## WHAT THE TASK REQUIRES
From the listing, collect all lines containing the word "components".

## DATA SECTION
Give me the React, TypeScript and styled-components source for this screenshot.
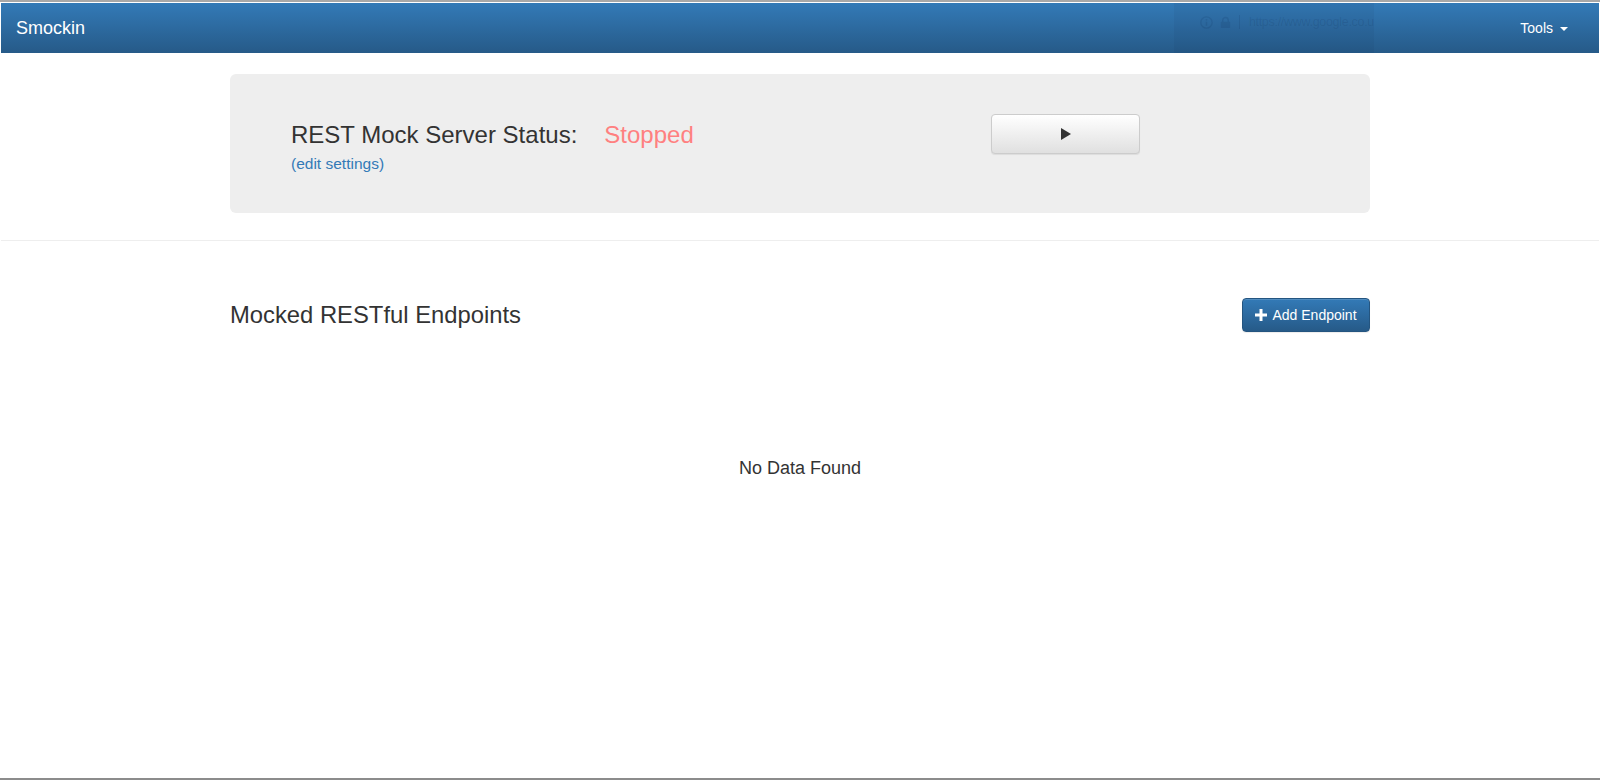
import React from "react"
import styled, { createGlobalStyle } from "styled-components"

const GlobalStyle = createGlobalStyle`
  html, body {
    margin: 0;
    padding: 0;
    background: #fff;
  }
  body {
    font-family: "Liberation Sans", Arial, Helvetica, sans-serif;
    font-size: 14px;
    line-height: 1.42857;
    color: #333;
  }
  * {
    box-sizing: border-box;
  }
`

const Page = styled.div`
  min-height: 100vh;
  border-top: 2px solid #a8a8a8;
  border-bottom: 2px solid #8c8c8c;
  padding: 1px 1px 0;
  display: flex;
  flex-direction: column;
`

const Navbar = styled.nav`
  position: relative;
  height: 50px;
  display: flex;
  align-items: center;
  justify-content: space-between;
  padding: 0 31px 0 15px;
  background-image: linear-gradient(to bottom, #337ab7 0%, #265a88 100%);
  color: #fff;
`

const Brand = styled.a`
  font-size: 18px;
  line-height: 20px;
  color: #fff;
  text-decoration: none;
`

const NavMenu = styled.a`
  display: flex;
  align-items: center;
  gap: 7px;
  font-size: 14px;
  color: #fff;
  text-decoration: none;
  padding-top: 2px;
`

const Caret = styled.span`
  display: inline-block;
  width: 0;
  height: 0;
  border-top: 4px solid #fff;
  border-left: 4px solid transparent;
  border-right: 4px solid transparent;
`

// faint url-bar ghost burned into the screenshot
const Ghost = styled.div`
  position: absolute;
  top: 0;
  bottom: 0;
  left: 1173px;
  width: 200px;
  background: rgba(10, 30, 70, 0.06);
  overflow: hidden;
  display: flex;
  align-items: center;
  gap: 7px;
  padding: 0 0 12px 26px;
  color: rgba(10, 30, 70, 0.12);
  font-size: 12.5px;
  letter-spacing: -0.3px;
  line-height: 16px;
  white-space: nowrap;
`

const GhostSep = styled.span`
  width: 1px;
  height: 14px;
  background: rgba(10, 30, 70, 0.12);
  margin: 0 2px 0 1px;
`

const Container = styled.main`
  width: 1170px;
  margin: 0 auto;
  padding: 0 15px;
`

const Jumbotron = styled.section`
  margin-top: 21px;
  background: #eee;
  border-radius: 6px;
  padding: 41px 60px 38px 61px;
  display: flex;
  align-items: flex-start;
`

const StatusBlock = styled.div`
  width: 700px;
  padding-top: 7px;
`

const StatusHeading = styled.h3`
  margin: 0;
  font-size: 24px;
  font-weight: 400;
  line-height: 26px;
  color: #333;
`

const StatusValue = styled.span<{ $running?: boolean }>`
  margin-left: 27px;
  color: ${(p) => (p.$running ? "#5cb85c" : "#ff8080")};
`

const EditLink = styled.a`
  display: inline-block;
  margin-top: 6px;
  color: #337ab7;
  text-decoration: none;
  font-size: 15.5px;
  line-height: 20px;
`

const Button = styled.button<{ $primary?: boolean }>`
  display: inline-flex;
  align-items: center;
  justify-content: center;
  gap: 5px;
  font-family: inherit;
  font-size: 14px;
  line-height: 20px;
  border-radius: 4px;
  cursor: pointer;
  color: ${(p) => (p.$primary ? "#fff" : "#333")};
  border: 1px solid ${(p) => (p.$primary ? "#245580" : "#ccc")};
  background-image: ${(p) =>
    p.$primary
      ? "linear-gradient(to bottom, #337ab7 0%, #265a88 100%)"
      : "linear-gradient(to bottom, #fff 0%, #e0e0e0 100%)"};
  box-shadow: inset 0 1px 0 rgba(255, 255, 255, 0.15),
    0 1px 1px rgba(0, 0, 0, 0.075);
`

const PlayButton = styled(Button)`
  width: 149px;
  height: 40px;
  margin-top: -1px;
`

const AddButton = styled(Button)`
  width: 128px;
  height: 34px;
  padding: 0 10px;
`

const Divider = styled.hr`
  margin: 27px 0 0;
  border: 0;
  border-top: 1px solid #eee;
`

const HeaderRow = styled.div`
  margin-top: 57px;
  display: flex;
  justify-content: space-between;
  align-items: center;
`

const SectionTitle = styled.h3`
  margin: 0;
  font-size: 23.8px;
  font-weight: 400;
  line-height: 26px;
  color: #333;
`

const Empty = styled.p`
  margin: 124px 0 0;
  text-align: center;
  font-size: 18px;
  line-height: 24px;
  color: #333;
`

const PlayIcon = () => (
  <svg width="10" height="12" viewBox="0 0 10 12">
    <path d="M0 0 L10 6 L0 12 Z" fill="#333" />
  </svg>
)

const PlusIcon = () => (
  <svg width="12" height="12" viewBox="0 0 12 12">
    <path d="M4.5 0h3v4.5H12v3H7.5V12h-3V7.5H0v-3h4.5z" fill="#fff" />
  </svg>
)

const InfoIcon = () => (
  <svg width="13" height="13" viewBox="0 0 16 16">
    <circle cx="8" cy="8" r="7" fill="none" stroke="currentColor" strokeWidth="1.6" />
    <rect x="7.1" y="7" width="1.8" height="5" fill="currentColor" />
    <rect x="7.1" y="3.8" width="1.8" height="1.8" fill="currentColor" />
  </svg>
)

const LockIcon = () => (
  <svg width="11" height="13" viewBox="0 0 14 16">
    <path d="M3.5 7V5a3.5 3.5 0 0 1 7 0v2" fill="none" stroke="currentColor" strokeWidth="1.8" />
    <rect x="1" y="7" width="12" height="8" rx="1" fill="currentColor" />
  </svg>
)

export default function App() {
  return (
    <>
      <GlobalStyle />
      <Page>
        <Navbar>
          <Brand href="#">Smockin</Brand>
          <Ghost>
            <InfoIcon />
            <LockIcon />
            <GhostSep />
            <span>https://www.google.co.u</span>
          </Ghost>
          <NavMenu href="#">
            Tools <Caret />
          </NavMenu>
        </Navbar>
        <Container>
          <Jumbotron>
            <StatusBlock>
              <StatusHeading>
                REST Mock Server Status:
                <StatusValue>Stopped</StatusValue>
              </StatusHeading>
              <EditLink href="#">(edit settings)</EditLink>
            </StatusBlock>
            <PlayButton>
              <PlayIcon />
            </PlayButton>
          </Jumbotron>
        </Container>
        <Divider />
        <Container>
          <HeaderRow>
            <SectionTitle>Mocked RESTful Endpoints</SectionTitle>
            <AddButton $primary>
              <PlusIcon />
              Add Endpoint
            </AddButton>
          </HeaderRow>
          <Empty>No Data Found</Empty>
        </Container>
      </Page>
    </>
  )
}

## COMPLETE ANSWER
Give me the React, TypeScript and styled-components source for this screenshot.
import styled, { createGlobalStyle } from "styled-components"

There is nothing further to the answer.